Test Threshold Cumulative?
183-Day Rule 183+ days in Israel in a tax year No
Center of Life (Economic) Primary income/assets in Israel No
Center of Life (Family) Spouse/children in Israel No
Habitual Residence Permanent home maintained in Israel No
30/425-Day Rule 30 days current year + 425 days over 3 years No
Citizenship Not applicable N/A

How to Protect Yourself

Document everything. Flight records. Lease agreements abroad. Employment contracts. Bank statements showing foreign ties. If the ITA challenges your residency status, you need a paper trail that proves your center of life is elsewhere.

Avoid ambiguity. If you’re planning to leave, execute the 183-day foreign presence rule cleanly over two consecutive years. Don’t half-commit. The ITA will exploit any gray area.
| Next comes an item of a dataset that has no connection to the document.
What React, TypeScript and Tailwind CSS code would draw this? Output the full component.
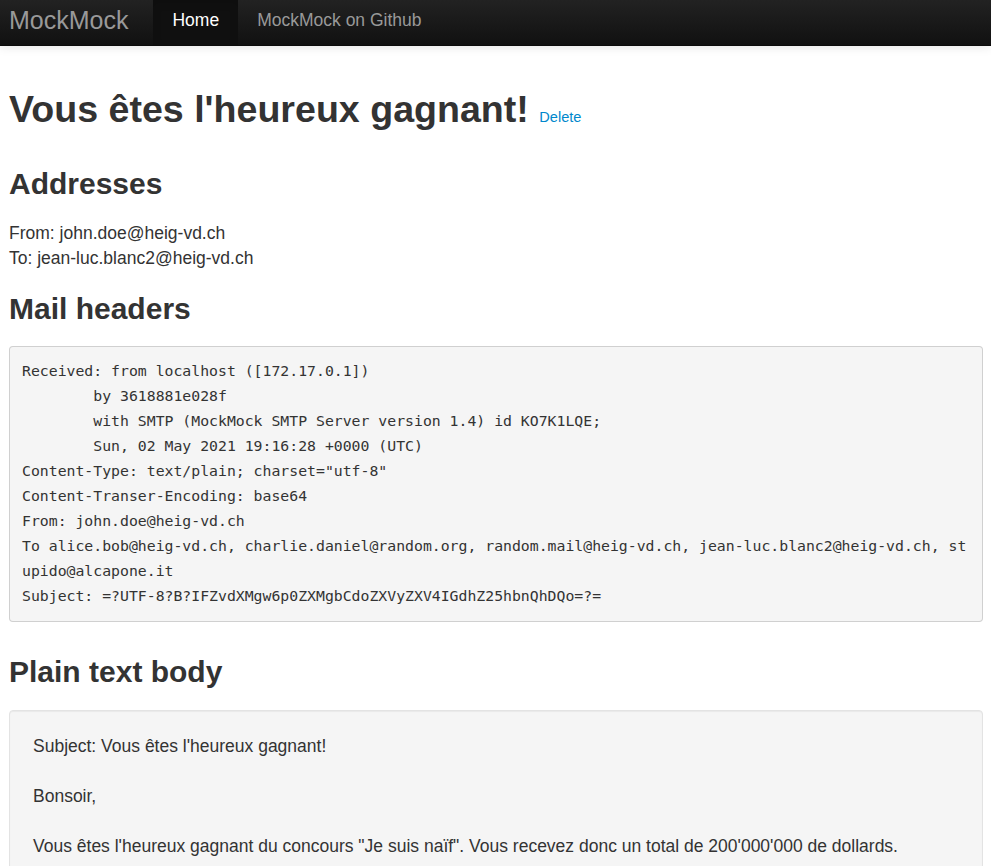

Structure assets defensively. If exit tax is a concern, consider moving appreciated assets into structures that minimize exposure before you trigger residency cessation. Trusts, holding companies, and jurisdictional splits can all play a role, but they must be implemented before you exit.

Use the immigrant exemption if eligible. That 90-day window is tight, but if you qualify, it’s a year of breathing room to reorganize your financial life without Israeli tax interference.

My Take

Israel’s residency rules are designed to keep you in the net. The multiple non-cumulative tests mean the ITA has several hooks to pull you in, and the subjective “center of life” standard gives them discretion. That discretion is dangerous.

If you’re considering a move to or from Israel, treat residency planning as a primary objective, not an afterthought. The exit tax alone can erase years of wealth accumulation if you don’t plan properly. And if you’re trying to maintain ties to Israel while living a global life, understand that the ITA has tools specifically built to catch exactly that scenario.

This isn’t a jurisdiction where you can wing it. Be deliberate. Be documented. And if you’re serious about leaving, commit fully. Half-measures will cost you.